The 79-year-old, who captained West Indies to two World Cup wins in 1975 and 1979, is also concerned that youngsters are focussing more on playing big shots rather than improving their technique.

“I’ve said time and again that T20 is an exhibition, and Test cricket is an examination. Our youngsters seem to be getting this habit of trying to hit the ball out of the ground so that they can get a contract somewhere else. And I don’t like that,” he said.

“…I suppose it’s giving the young player a better standard of living. But you can’t sacrifice good cricket for that. W now have to have a look at the situation and assess how we can improve it.

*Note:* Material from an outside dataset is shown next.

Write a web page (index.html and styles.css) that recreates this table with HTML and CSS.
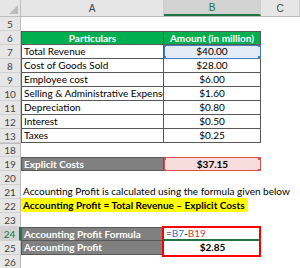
FILE: index.html
```html
<!DOCTYPE html>
<html lang="en">
<head>
    <meta charset="UTF-8">
    <title>Accounting Profit</title>
    <link rel="stylesheet" href="styles.css">
</head>
<body>

<div class="sheet">
    <div class="row head">
        <div class="corner"><span class="tri"></span></div>
        <div class="col">A</div>
        <div class="col active">B</div>
        <div class="col">C</div>
    </div>

    <div class="row"><div class="num">5</div><div class="cell"></div><div class="cell"></div><div class="cell"></div></div>
    <div class="row">
        <div class="num">6</div>
        <div class="cell th tl">Particulars</div>
        <div class="cell th">Amount (in million)</div>
        <div class="cell"></div>
    </div>
    <div class="row"><div class="num">7</div><div class="cell t tl">Total Revenue</div><div class="cell t amt ref-blue">$40.00</div><div class="cell"></div></div>
    <div class="row"><div class="num">8</div><div class="cell t tl">Cost of Goods Sold</div><div class="cell t amt">$28.00</div><div class="cell"></div></div>
    <div class="row"><div class="num">9</div><div class="cell t tl">Employee cost</div><div class="cell t amt">$6.00</div><div class="cell"></div></div>
    <div class="row"><div class="num">10</div><div class="cell t tl">Selling &amp; Administrative Expense</div><div class="cell t amt">$1.60</div><div class="cell"></div></div>
    <div class="row"><div class="num">11</div><div class="cell t tl">Depreciation</div><div class="cell t amt">$0.80</div><div class="cell"></div></div>
    <div class="row"><div class="num">12</div><div class="cell t tl">Interest</div><div class="cell t amt">$0.50</div><div class="cell"></div></div>
    <div class="row"><div class="num">13</div><div class="cell t tl">Taxes</div><div class="cell t amt">$0.25</div><div class="cell"></div></div>
    <div class="row"><div class="num hidden-above">18</div><div class="cell"></div><div class="cell"></div><div class="cell"></div></div>
    <div class="row"><div class="num">19</div><div class="cell g tl top">Explicit Costs</div><div class="cell amt bold ref-red">$37.15</div><div class="cell"></div></div>
    <div class="row"><div class="num">20</div><div class="cell"></div><div class="cell"></div><div class="cell"></div></div>
    <div class="row"><div class="num">21</div><div class="cell over">Accounting Profit is calculated using the formula given below</div><div class="cell"></div><div class="cell"></div></div>
    <div class="row"><div class="num">22</div><div class="cell over"><span class="mark">Accounting Profit = Total Revenue – Explicit Costs</span></div><div class="cell"></div><div class="cell"></div></div>
    <div class="row"><div class="num">23</div><div class="cell"></div><div class="cell"></div><div class="cell"></div></div>
    <div class="row">
        <div class="num sel">24</div>
        <div class="cell g tl top">Accounting Profit Formula</div>
        <div class="cell edit"><span>=</span><span class="blue">B7</span><span>-</span><span class="red">B19</span></div>
        <div class="cell"></div>
    </div>
    <div class="row">
        <div class="num">25</div>
        <div class="cell g tl">Accounting Profit</div>
        <div class="cell amt bold">$2.85</div>
        <div class="cell"></div>
    </div>
    <div class="row"><div class="num">26</div><div class="cell"></div><div class="cell"></div><div class="cell"></div></div>

    <div class="box"></div>
</div>

</body>
</html>
```

FILE: styles.css
```css
body {
    margin: 0;
    background: #fff;
    font-family: Lato, "Liberation Sans", sans-serif;
    font-size: 10px;
    color: #000;
}

.sheet {
    position: relative;
    width: 300px;
    height: 268px;
    overflow: hidden;
}

.row {
    display: grid;
    grid-template-columns: 21px 143px 97px 1fr;
    height: 14px;
}

.row.head {
    height: 17px;
    background: #e6e6e6;
    border-bottom: 1px solid #bdbdbd;
    box-sizing: border-box;
}

.corner {
    position: relative;
    border-right: 1px solid #bdbdbd;
}

.tri {
    position: absolute;
    right: 2px;
    bottom: 2px;
    width: 0;
    height: 0;
    border-left: 9px solid transparent;
    border-bottom: 9px solid #bcbcbc;
}

.col {
    display: flex;
    align-items: center;
    justify-content: center;
    color: #444;
    font-family: "Liberation Sans", sans-serif;
    font-size: 10px;
    border-right: 1px solid #cfcfcf;
}

.col.active {
    background: #d2d2d2;
    color: #217346;
    border-bottom: 2px solid #217346;
}

.num {
    display: flex;
    align-items: center;
    justify-content: center;
    background: #e6e6e6;
    color: #444;
    border-right: 1px solid #bdbdbd;
    border-bottom: 1px solid #d0d0d0;
    box-sizing: border-box;
    font-size: 10px;
}

.num.hidden-above {
    border-top: 1px solid #bdbdbd;
}

.num.sel {
    background: #d2d2d2;
    color: #217346;
    border-right: 2px solid #217346;
}

.cell {
    box-sizing: border-box;
    padding: 0 2px;
    line-height: 13px;
    white-space: nowrap;
    overflow: hidden;
    position: relative;
}

.cell.t,
.cell.th,
.cell.g {
    border-right: 1px solid #595959;
    border-bottom: 1px solid #595959;
}

.cell.tl {
    border-left: 1px solid #595959;
}

.cell.th {
    background: #00b050;
    color: #fff;
    font-weight: bold;
    text-align: center;
    border-top: 1px solid #595959;
    line-height: 12px;
}

.cell.g {
    background: #808080;
    color: #fff;
    font-weight: bold;
}

.cell.top {
    border-top: 1px solid #595959;
    line-height: 12px;
}

.amt {
    text-align: center;
}

.bold {
    font-weight: bold;
}

.over {
    overflow: visible;
    z-index: 1;
}

.mark {
    background: #ffff00;
    font-weight: bold;
    padding: 1px 3px 1px 2px;
    margin-left: -2px;
}

.ref-blue {
    background: #e3ebf7;
    outline: 1px solid #4a7ebb;
    outline-offset: -1px;
}

.ref-red {
    background: #f7dcdc;
    outline: 1px solid #d9534f;
    outline-offset: -1px;
    border-top: 1px solid #d9534f;
}

.ref-blue::before,
.ref-blue::after,
.ref-red::before,
.ref-red::after {
    content: "";
    position: absolute;
    width: 3px;
    height: 3px;
}

.ref-blue::before,
.ref-red::before {
    left: -1px;
    top: -1px;
    box-shadow: 95px 0 0 currentColor, 0 12px 0 currentColor, 95px 12px 0 currentColor;
}

.ref-blue::before {
    background: #4a7ebb;
    color: #4a7ebb;
}

.ref-red::before {
    background: #d9534f;
    color: #d9534f;
}

.edit {
    border-bottom: 2px solid #217346;
    line-height: 12px;
}

.blue {
    color: #3a6fd0;
}

.red {
    color: #d03a3a;
}

.box {
    position: absolute;
    left: 162px;
    top: 226px;
    width: 95px;
    height: 27px;
    border: 2px solid #ff0000;
}
```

“Sure, it’s quite exciting, T20, but I don’t want to lose Test Cricket because of that.”

“Didn’t find anything wrong with Cape Town wicket”


India and South Africa played out the shortest-ever Test cricket when the former emerged victorious within two days at Cape Town.

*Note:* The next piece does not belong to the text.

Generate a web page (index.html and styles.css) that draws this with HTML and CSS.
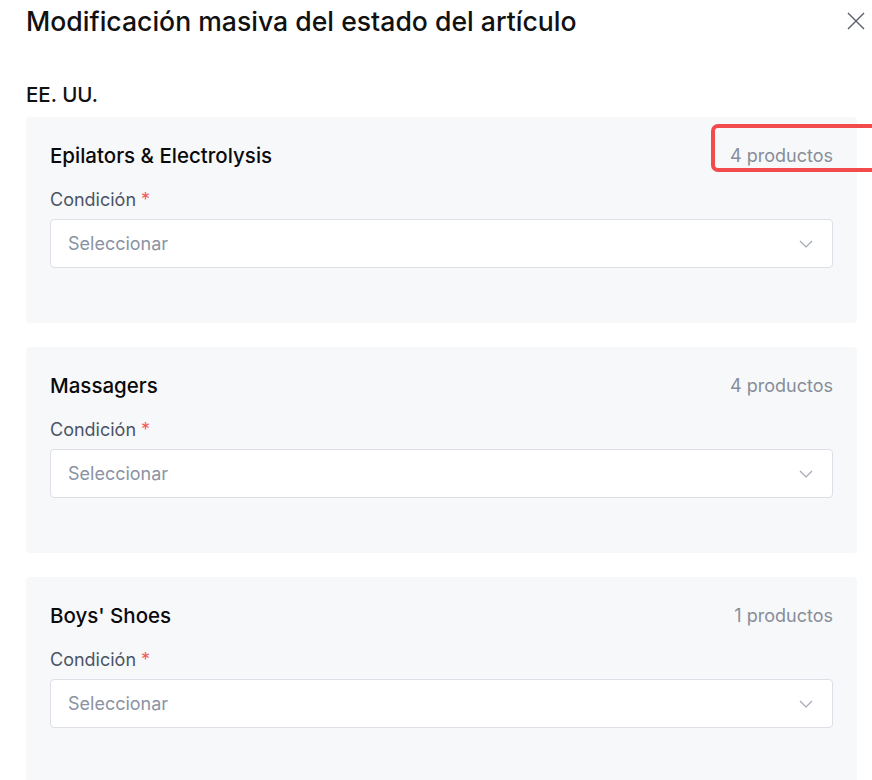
FILE: index.html
```html
<!DOCTYPE html>
<html>
<head>
    <meta http-equiv="Content-Type" content="text/html; charset=UTF-8">
    <link rel="stylesheet" href="styles.css">
</head>
<body>
    <div class="modal">
        <div class="modal-header">
            <h1 class="modal-title">Modificación masiva del estado del artículo</h1>
            <span class="close">
                <svg width="20" height="20" viewBox="0 0 20 20"><path d="M2 2L18 18M18 2L2 18" stroke="#595f6b" stroke-width="1.4" fill="none"/></svg>
            </span>
        </div>

        <div class="region-name">EE. UU.</div>

        <div class="card">
            <div class="card-head">
                <span class="cat-name">Epilators &amp; Electrolysis</span>
                <span class="count">4 productos</span>
                <span class="mark"></span>
            </div>
            <div class="label">Condición <span class="req">*</span></div>
            <div class="select">
                <span class="placeholder">Seleccionar</span>
                <svg width="14" height="8" viewBox="0 0 14 8"><path d="M1 1L7 7L13 1" stroke="#a3a8b3" stroke-width="1.2" fill="none"/></svg>
            </div>
        </div>

        <div class="card">
            <div class="card-head">
                <span class="cat-name">Massagers</span>
                <span class="count">4 productos</span>
            </div>
            <div class="label">Condición <span class="req">*</span></div>
            <div class="select">
                <span class="placeholder">Seleccionar</span>
                <svg width="14" height="8" viewBox="0 0 14 8"><path d="M1 1L7 7L13 1" stroke="#a3a8b3" stroke-width="1.2" fill="none"/></svg>
            </div>
        </div>

        <div class="card">
            <div class="card-head">
                <span class="cat-name">Boys' Shoes</span>
                <span class="count">1 productos</span>
            </div>
            <div class="label">Condición <span class="req">*</span></div>
            <div class="select">
                <span class="placeholder">Seleccionar</span>
                <svg width="14" height="8" viewBox="0 0 14 8"><path d="M1 1L7 7L13 1" stroke="#a3a8b3" stroke-width="1.2" fill="none"/></svg>
            </div>
        </div>
    </div>
</body>
</html>
```

FILE: styles.css
```css
html, body {
    margin: 0;
    padding: 0;
    background: #ffffff;
    overflow: hidden;
}

body {
    font-family: Inter, "Noto Sans", sans-serif;
    color: #111111;
}

.modal {
    padding: 2px 6px 0 26px;
}

.modal-header {
    display: flex;
    justify-content: space-between;
    align-items: center;
    height: 38px;
}

.modal-title {
    margin: 0;
    font-size: 26.6px;
    font-weight: 500;
    line-height: 38px;
}

.close {
    display: flex;
}

.region-name {
    margin-top: 41px;
    font-size: 20.5px;
    font-weight: 500;
    line-height: 28px;
}

.card {
    background: #f7f8fa;
    border-radius: 4px;
    margin: 8px 9px 24px 0;
    padding: 24px 24px 55px 24px;
}

.card-head {
    position: relative;
    display: flex;
    justify-content: space-between;
    align-items: center;
    height: 28px;
}

.cat-name {
    font-size: 20.5px;
    font-weight: 500;
    color: #0a0a0a;
}

.count {
    font-size: 18px;
    color: #878d99;
}

.mark {
    position: absolute;
    left: 661px;
    top: -17px;
    width: 170px;
    height: 40px;
    border: 4px solid #f24b4b;
    border-radius: 7px;
}

.label {
    margin-top: 18px;
    font-size: 18px;
    line-height: 26px;
    color: #4b5466;
}

.req {
    color: #f25a5a;
}

.select {
    margin-top: 6px;
    height: 47px;
    background: #ffffff;
    border: 1px solid #dcdfe6;
    border-radius: 4px;
    display: flex;
    justify-content: space-between;
    align-items: center;
    padding: 0 19px 0 17px;
}

.placeholder {
    font-size: 18px;
    color: #8a93a3;
}
```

The match lasted just 107 overs, forcing the ICC to rate the pitch as “unsatisfactory”.

Lloyd, however, didn’t find anything wrong with the wicket.

“I don’t think anything was wrong with the pitch. Somebody made a hundred on that same pitch, on a wearing pitch, so I think it’s just application. And I’m wondering if that had happened in India, with what they would have done to the ground persons,” he said.

“You know, because if you lose in a day and a bit, the first thing they’ll look at is the pitch. India had a turning pitch here the other day, and everybody said some terrible things about the pitch.

“If you’re playing top-class cricket, you should be able to handle those sorts of things.”

There is a huge divide in world cricket with India enjoying nearly 40 per cent of the ICC revenues. England and Australia are the other two teams which enjoy financial clout.

“I couldn’t see all these board members sitting down and saying to the rest of the people, three countries are getting 180 million and the rest are getting 80. And one of them who’s getting 80 million is now nearly 100 years into that association,” he said.

“To me, if you’re now up there with the rest, everybody should get the same thing. Look at the Premier League. Does Manchester United get more than Liverpool? Does Arsenal get more than Chelsea? No. They get the same.

“And the same thing should happen with the Premier League. And don’t forget, West Indies, we have 14 islands whilst the other countries are just one country.

“And it takes us a lot of money to hold our tournaments because we’ve got to fly everywhere. We can’t go by boat or train or a bus or anything like that.

“So to me, everybody should get the same. But if you’re at the top, you get a little bit more for being there, or number two, number three. But you must have enough money to look after your cricket. You can’t give three countries a great set of money. It is not fair at all.